**SOURCE MATERIAL**
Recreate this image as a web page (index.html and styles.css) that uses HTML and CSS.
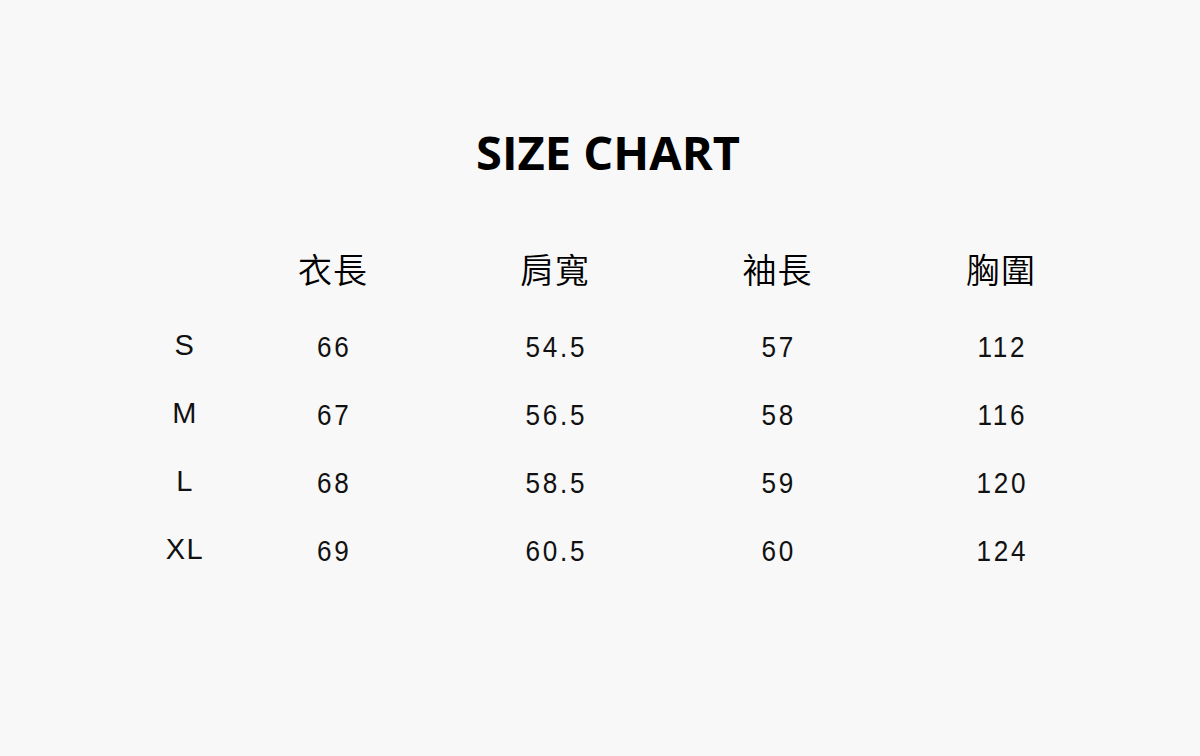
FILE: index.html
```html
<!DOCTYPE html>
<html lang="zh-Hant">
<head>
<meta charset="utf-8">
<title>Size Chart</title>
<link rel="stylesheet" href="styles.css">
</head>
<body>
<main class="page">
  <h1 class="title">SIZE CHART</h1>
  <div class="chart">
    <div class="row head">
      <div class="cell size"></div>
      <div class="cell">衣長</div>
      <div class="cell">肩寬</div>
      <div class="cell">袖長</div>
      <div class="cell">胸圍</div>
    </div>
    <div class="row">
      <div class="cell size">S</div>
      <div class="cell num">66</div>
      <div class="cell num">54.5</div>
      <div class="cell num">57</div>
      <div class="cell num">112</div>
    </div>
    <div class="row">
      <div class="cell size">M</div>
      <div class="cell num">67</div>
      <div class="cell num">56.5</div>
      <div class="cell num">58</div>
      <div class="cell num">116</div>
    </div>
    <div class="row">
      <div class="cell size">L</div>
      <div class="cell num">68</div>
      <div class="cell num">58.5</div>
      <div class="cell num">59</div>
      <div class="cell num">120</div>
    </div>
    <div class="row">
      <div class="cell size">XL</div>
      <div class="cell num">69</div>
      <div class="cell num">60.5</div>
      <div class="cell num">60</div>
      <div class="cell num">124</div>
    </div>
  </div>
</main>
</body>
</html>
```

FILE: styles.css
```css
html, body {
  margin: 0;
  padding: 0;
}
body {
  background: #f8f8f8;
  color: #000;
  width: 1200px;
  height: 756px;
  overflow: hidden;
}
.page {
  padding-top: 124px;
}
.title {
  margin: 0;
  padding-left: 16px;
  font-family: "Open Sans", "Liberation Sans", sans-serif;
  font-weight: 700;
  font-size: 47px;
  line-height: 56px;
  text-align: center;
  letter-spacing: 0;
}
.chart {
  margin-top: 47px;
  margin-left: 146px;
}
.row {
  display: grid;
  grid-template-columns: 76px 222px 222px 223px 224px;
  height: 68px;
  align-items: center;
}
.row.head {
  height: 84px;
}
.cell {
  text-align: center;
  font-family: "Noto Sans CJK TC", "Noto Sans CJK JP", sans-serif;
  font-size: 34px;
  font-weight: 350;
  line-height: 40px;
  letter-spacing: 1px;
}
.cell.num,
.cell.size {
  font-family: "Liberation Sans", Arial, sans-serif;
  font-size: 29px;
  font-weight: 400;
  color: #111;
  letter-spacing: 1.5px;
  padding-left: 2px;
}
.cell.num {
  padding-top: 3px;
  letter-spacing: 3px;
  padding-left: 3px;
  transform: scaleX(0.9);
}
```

**REQUIREMENT**
Print the full listing exactly, dropping the pictures.

**RESULT FOR THIS TASK**
Recreate this image as a web page (index.html and styles.css) that uses HTML and CSS.
FILE: index.html
```html
<!DOCTYPE html>
<html lang="zh-Hant">
<head>
<meta charset="utf-8">
<title>Size Chart</title>
<link rel="stylesheet" href="styles.css">
</head>
<body>
<main class="page">
  <h1 class="title">SIZE CHART</h1>
  <div class="chart">
    <div class="row head">
      <div class="cell size"></div>
      <div class="cell">衣長</div>
      <div class="cell">肩寬</div>
      <div class="cell">袖長</div>
      <div class="cell">胸圍</div>
    </div>
    <div class="row">
      <div class="cell size">S</div>
      <div class="cell num">66</div>
      <div class="cell num">54.5</div>
      <div class="cell num">57</div>
      <div class="cell num">112</div>
    </div>
    <div class="row">
      <div class="cell size">M</div>
      <div class="cell num">67</div>
      <div class="cell num">56.5</div>
      <div class="cell num">58</div>
      <div class="cell num">116</div>
    </div>
    <div class="row">
      <div class="cell size">L</div>
      <div class="cell num">68</div>
      <div class="cell num">58.5</div>
      <div class="cell num">59</div>
      <div class="cell num">120</div>
    </div>
    <div class="row">
      <div class="cell size">XL</div>
      <div class="cell num">69</div>
      <div class="cell num">60.5</div>
      <div class="cell num">60</div>
      <div class="cell num">124</div>
    </div>
  </div>
</main>
</body>
</html>
```

FILE: styles.css
```css
html, body {
  margin: 0;
  padding: 0;
}
body {
  background: #f8f8f8;
  color: #000;
  width: 1200px;
  height: 756px;
  overflow: hidden;
}
.page {
  padding-top: 124px;
}
.title {
  margin: 0;
  padding-left: 16px;
  font-family: "Open Sans", "Liberation Sans", sans-serif;
  font-weight: 700;
  font-size: 47px;
  line-height: 56px;
  text-align: center;
  letter-spacing: 0;
}
.chart {
  margin-top: 47px;
  margin-left: 146px;
}
.row {
  display: grid;
  grid-template-columns: 76px 222px 222px 223px 224px;
  height: 68px;
  align-items: center;
}
.row.head {
  height: 84px;
}
.cell {
  text-align: center;
  font-family: "Noto Sans CJK TC", "Noto Sans CJK JP", sans-serif;
  font-size: 34px;
  font-weight: 350;
  line-height: 40px;
  letter-spacing: 1px;
}
.cell.num,
.cell.size {
  font-family: "Liberation Sans", Arial, sans-serif;
  font-size: 29px;
  font-weight: 400;
  color: #111;
  letter-spacing: 1.5px;
  padding-left: 2px;
}
.cell.num {
  padding-top: 3px;
  letter-spacing: 3px;
  padding-left: 3px;
  transform: scaleX(0.9);
}
```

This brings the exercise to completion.